There's a dead zone in e-commerce that nobody talks about. Your brand is doing somewhere between two and ten million in revenue. You've outgrown the freelancer who got you started. You've tried an agency or two. But you're not big enough to hire a VP of Growth at six figures plus equity.
So you're stuck. And the options available to you are bad.
The Agency Problem
Most agencies serving this revenue bracket are running the same model: a senior person sells the account, then a coordinator manages it day-to-day. Your strategy gets built from a playbook. Your calls are with someone who manages eleven other accounts.
This isn't because agencies are cynical. It's because their model requires it. The margins only work at volume. The person who actually understands your business is three levels above the person doing the work.
You get deliverables. Reports. Templates. What you don't get is someone who understands that your Q3 margin pressure means the sale strategy needs to change, or that your best-performing SKU has a supply constraint that makes scaling Meta spend pointless right now.
The Fractional Model Is Catching On for a Reason
The fractional CMO trend has exploded in the last two years, and it's not a fad. Companies are realising that what they need isn't more execution. It's someone who can think at the strategic level and still get their hands dirty with implementation.

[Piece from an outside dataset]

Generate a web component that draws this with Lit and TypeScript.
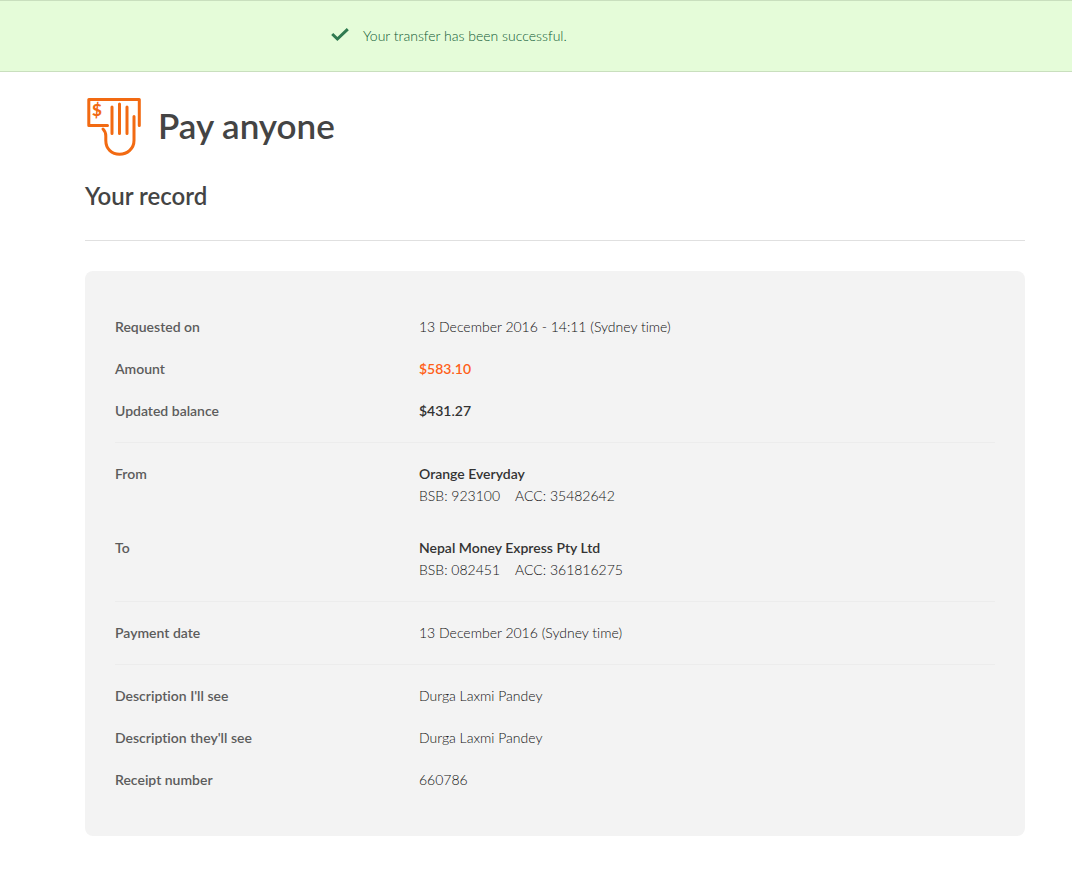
import { LitElement, html, css, nothing } from "lit";
import { customElement, property } from "lit/decorators.js";
import { classMap } from "lit/directives/class-map.js";

interface Entry {
  label: string;
  value: string;
  tone?: "accent" | "strong";
  bsb?: string;
  acc?: string;
}

const groups: Entry[][] = [
  [
    { label: "Requested on", value: "13 December 2016 - 14:11 (Sydney time)" },
    { label: "Amount", value: "$583.10", tone: "accent" },
    { label: "Updated balance", value: "$431.27", tone: "strong" },
  ],
  [
    { label: "From", value: "Orange Everyday", tone: "strong", bsb: "923100", acc: "35482642" },
    { label: "To", value: "Nepal Money Express Pty Ltd", tone: "strong", bsb: "082451", acc: "361816275" },
  ],
  [{ label: "Payment date", value: "13 December 2016 (Sydney time)" }],
  [
    { label: "Description I'll see", value: "Durga Laxmi Pandey" },
    { label: "Description they'll see", value: "Durga Laxmi Pandey" },
    { label: "Receipt number", value: "660786" },
  ],
];

@customElement("success-banner")
class SuccessBanner extends LitElement {
  static styles = css`
    :host {
      display: block;
    }
    .banner {
      display: flex;
      align-items: center;
      gap: 14px;
      padding: 24px 24px 24px 331px;
      border-top: 1px solid #c9dfbe;
      border-bottom: 1px solid #c9dfbe;
      background: #e5fcd9;
      color: #0f5a34;
      font-size: 14px;
      font-weight: 300;
      line-height: 22px;
    }
    .tick {
      flex: none;
      width: 18px;
      height: 16px;
    }
    .message {
      margin: 0;
    }
  `;

  render() {
    return html`
      <div class="banner" role="status">
        <svg class="tick" viewBox="0 0 18 16" aria-hidden="true">
          <path d="M1.2 6 L6.4 11 L16.8 1.2" fill="none" stroke="#2f7a50" stroke-width="3" />
        </svg>
        <p class="message"><slot></slot></p>
      </div>
    `;
  }
}

@customElement("record-card")
class RecordCard extends LitElement {
  @property({ attribute: false }) groups: Entry[][] = [];

  static styles = css`
    :host {
      display: block;
    }
    .card {
      padding: 25px 30px;
      border-radius: 8px;
      background: #f3f3f3;
      font-size: 14px;
      line-height: 22px;
    }
    .group {
      display: flex;
      flex-direction: column;
      margin: 0;
      padding: 10px 0;
    }
    .group + .group {
      border-top: 1px solid #ececec;
    }
    .accounts {
      gap: 10px;
    }
    .row {
      display: grid;
      grid-template-columns: 304px 1fr;
      padding: 10px 0;
    }
    .label {
      color: #5c5c5c;
      font-weight: 600;
    }
    .value {
      margin: 0;
      color: #111;
      font-weight: 300;
    }
    .strong {
      color: #333;
      font-weight: 600;
    }
    .accent {
      color: #ff5f18;
      font-weight: 600;
    }
    .numbers {
      display: grid;
      grid-template-columns: 96px 1fr;
    }
  `;

  private row(entry: Entry) {
    const tone = { strong: entry.tone === "strong", accent: entry.tone === "accent" };
    return html`
      <div class="row">
        <dt class="label">${entry.label}</dt>
        <dd class="value">
          <div class=${classMap(tone)}>${entry.value}</div>
          ${entry.bsb
            ? html`<div class="numbers"><span>BSB: ${entry.bsb}</span><span>ACC: ${entry.acc}</span></div>`
            : nothing}
        </dd>
      </div>
    `;
  }

  render() {
    return html`
      <section class="card">
        ${this.groups.map(
          (group) => html`
            <dl class=${classMap({ group: true, accounts: Boolean(group[0].bsb) })}>
              ${group.map((entry) => this.row(entry))}
            </dl>
          `,
        )}
      </section>
    `;
  }
}

@customElement("app-root")
class AppRoot extends LitElement {
  static styles = css`
    :host {
      display: block;
      min-height: 100vh;
      background: #fff;
      color: #444;
      font-family: Lato, "Open Sans", sans-serif;
      font-variant-ligatures: none;
    }
    .content {
      padding: 24px 47px 48px 85px;
    }
    .heading {
      display: flex;
      align-items: center;
      gap: 15px;
    }
    .icon {
      flex: none;
      width: 58px;
      height: 62px;
    }
    .dollar {
      font-size: 17px;
      font-weight: 900;
      fill: #f26a12;
    }
    .title {
      margin: 0;
      padding-bottom: 4px;
      font-size: 35px;
      line-height: 40px;
      font-weight: 600;
    }
    .subtitle {
      margin: 0 0 30px;
      padding: 22px 0 28px;
      border-bottom: 1px solid #e0e0e0;
      font-size: 24px;
      line-height: 32px;
      font-weight: 600;
    }
  `;

  render() {
    return html`
      <success-banner>Your transfer has been successful.</success-banner>
      <main class="content">
        <header class="heading">
          <svg class="icon" viewBox="0 0 58 62" aria-hidden="true">
            <g fill="none" stroke="#f26a12" stroke-width="3" stroke-linecap="round" stroke-linejoin="round">
              <path d="M22.5 29.5 H3.8 V3.5 H54.3 V29.5" />
              <path d="M27 11 V37.5 M34.5 8 V37.5 M42 11 V37.5" />
              <path d="M18 33 C20 35 20.8 37 20.8 40 V44.5 C20.8 53 27 58.3 34.5 58.3 C42.5 58.3 49 52.5 49 44.5 V20.5" />
            </g>
            <text class="dollar" x="7" y="20">$</text>
          </svg>
          <h1 class="title">Pay anyone</h1>
        </header>
        <h2 class="subtitle">Your record</h2>
        <record-card .groups=${groups}></record-card>
      </main>
    `;
  }
}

The best fractional operators aren't just cost-saving alternatives to a full-time hire. They're strategic growth partners who bring pattern recognition from working across multiple brands, without the overhead of a full-time executive.
What an Architect Actually Does
An architect doesn't just manage your Meta ads or build your Klaviyo flows. They design the system those things operate within. They decide what gets built, in what order, and why.
That means understanding the interaction between your acquisition costs, your retention rates, your product margins, and your cash flow cycle. It means knowing when to scale spend and when scaling would actually hurt you.
It's the difference between someone who can execute a brief and someone who writes the brief.
The Practical Question
If you're in that two-to-ten-million range, ask yourself: who on your team sees the full picture? Not just the Meta dashboard. Not just the Klaviyo metrics. The actual system, from first click to repeat purchase to lifetime value.
If the answer is "me, the founder, at midnight," that's the gap an architect fills.